No me digan nada de los trabajadores. Piensen en los jefes. Y en todo lo que han tenido que traicionar un día tras otro. Los pobres

Se habla mucho de lo que sufren quienes son objeto de despidos, de reajustes, de rebajas y de, en general, lo que ahora se denomina como “adecuación a las circunstancias actuales”, sutil metáfora de escabechina. Demagogia. Es fácil ponerse del lado del débil. Sin embargo, nadie se compadece de los jefes.
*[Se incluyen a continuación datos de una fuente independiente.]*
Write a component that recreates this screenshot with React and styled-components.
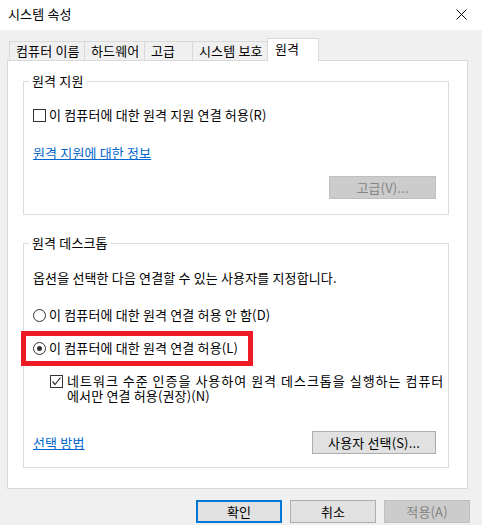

Son ellos, no obstante, desde los más altos lugares en la cadena de mando hasta los útiles capataces, los que, en silencio y en soledad, se encierran entre las cuarenta paredes de sus pisos de trescientos metros y lloran dolorosamente por los otros. A mí se me encoge el corazón cuando pienso en esos ejecutivos que vuelan en business o en primera —algunos, incluso, en el pavoroso aislamiento de su jet privado, propio o de alquiler—, y que no pueden hacer otra cosa, entiéndanlo bien. No pueden sino aceptar el horror que les ha tocado ejecutar, y emprenderlo con la misma responsabilidad con que, cuando se trata de sacar una media de sueldos por trabajador, y con objeto de disimular lo poco que cobran muchos, arriman sus emolumentos a la suma total, logrando así que salga una cifra presentable y decente, que legitime la carnicería ante los ciudadanos lampantes.
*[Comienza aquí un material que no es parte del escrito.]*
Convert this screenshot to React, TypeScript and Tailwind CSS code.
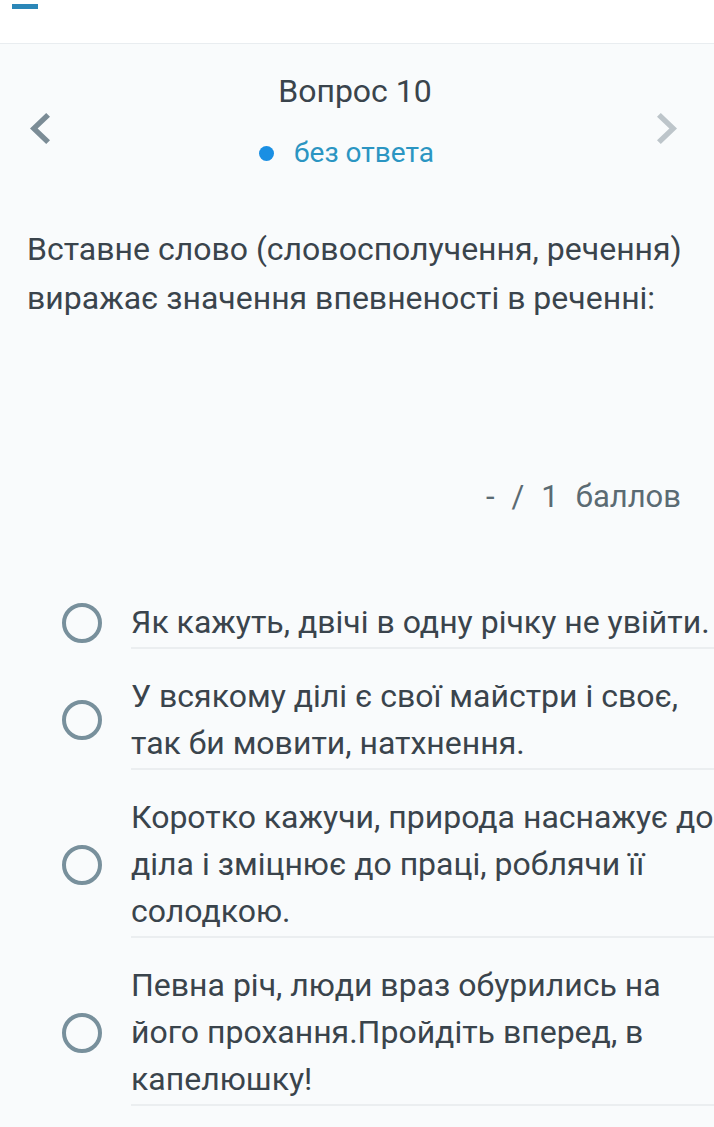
const options: string[][] = [
  ["Як кажуть, двічі в одну річку не увійти."],
  ["У всякому ділі є свої майстри і своє,", "так би мовити, натхнення."],
  [
    "Коротко кажучи, природа наснажує до",
    "діла і зміцнює до праці, роблячи її",
    "солодкою.",
  ],
  [
    "Певна річ, люди враз обурились на",
    "його прохання.Пройдіть вперед, в",
    "капелюшку!",
  ],
];

const Chevron = ({ dir, className }: { dir: "left" | "right"; className: string }) => (
  <svg
    viewBox="8 6 7.41 12"
    width="20"
    height="31"
    preserveAspectRatio="none"
    className={className}
  >
    {dir === "left" ? (
      <path d="M15.41 7.41L14 6l-6 6 6 6 1.41-1.41L10.83 12z" fill="currentColor" />
    ) : (
      <path d="M8 7.41L9.41 6l6 6-6 6L8 16.59 12.58 12z" fill="currentColor" />
    )}
  </svg>
);

const Radio = () => (
  <div className="w-[40px] h-[40px] shrink-0 rounded-full border-[4px] border-[#78909c]" />
);

export default function App() {
  return (
    <div
      className="min-h-[1127px] w-[714px] overflow-hidden bg-[#f9fbfc] text-[#37474f]"
      style={{ fontFamily: "Roboto, 'Noto Sans', sans-serif" }}
    >
      {/* Top bar */}
      <div className="h-[44px] bg-white border-b border-[#e9edf0] relative">
        <div className="absolute left-[12px] top-[4px] w-[26px] h-[5px] bg-[#2b87b8]" />
      </div>

      {/* Question nav */}
      <div className="grid grid-cols-[auto_1fr_auto] items-center pt-[27px] px-[30px] pr-[37px]">
        <Chevron dir="left" className="text-[#7b8c96] mt-[17px]" />
        <div className="flex flex-col items-center">
          <div className="text-[32px] leading-[40px] text-[#3a444c] pl-[3px]">Вопрос 10</div>
          <div className="flex items-center gap-[20px] mt-[26px] mr-[14px]">
            <span className="w-[15px] h-[15px] rounded-full bg-[#1a8fe3]" />
            <span className="text-[28px] leading-[32px] text-[#2b95c2]">без ответа</span>
          </div>
        </div>
        <Chevron dir="right" className="text-[#bdc5ca] mt-[17px]" />
      </div>

      {/* Question text */}
      <div className="px-[27px] pt-[56px] text-[32px] leading-[49px] text-[#3a444c]">
        Вставне слово (словосполучення, речення)
        <br />
        виражає значення впевненості в реченні:
      </div>

      {/* Points */}
      <div className="flex justify-end pr-[33px] pt-[154px] text-[31px] leading-[40px] text-[#5b6b73] gap-[17px]">
        <span>-</span>
        <span>/</span>
        <span>1</span>
        <span>баллов</span>
      </div>

      {/* Options */}
      <div className="pt-[80px]">
        {options.map((lines, i) => {
          const pad = i === 0 ? "pt-[2px]" : "pt-[24px]";
          return (
            <div key={i} className="flex gap-[29px] pl-[62px]">
              <div className={`flex items-center pb-[3px] ${pad}`}>
                <Radio />
              </div>
              <div
                className={`flex-1 border-b-2 border-[#ebeef0] pb-[1px] text-[32px] leading-[47px] text-[#3a444c] whitespace-nowrap ${pad}`}
              >
                {lines.map((l, j) => (
                  <div key={j}>{l}</div>
                ))}
              </div>
            </div>
          );
        })}
      </div>
    </div>
  );
}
Esos hombres y mujeres, solitarios y heroicos, hacen lo que tienen que hacer para seguir cobrando y preservando los intereses de los accionistas: porque de ellos dependen muchas familias. La del que prepara el catering en la fiesta de cumpleaños, las de los profesores del colegio de los niños en Estados Unidos, la de esa pobre chica que les hace la manicura. Por no hablar del señor Armani ni del señor Audi, que tienen que comer.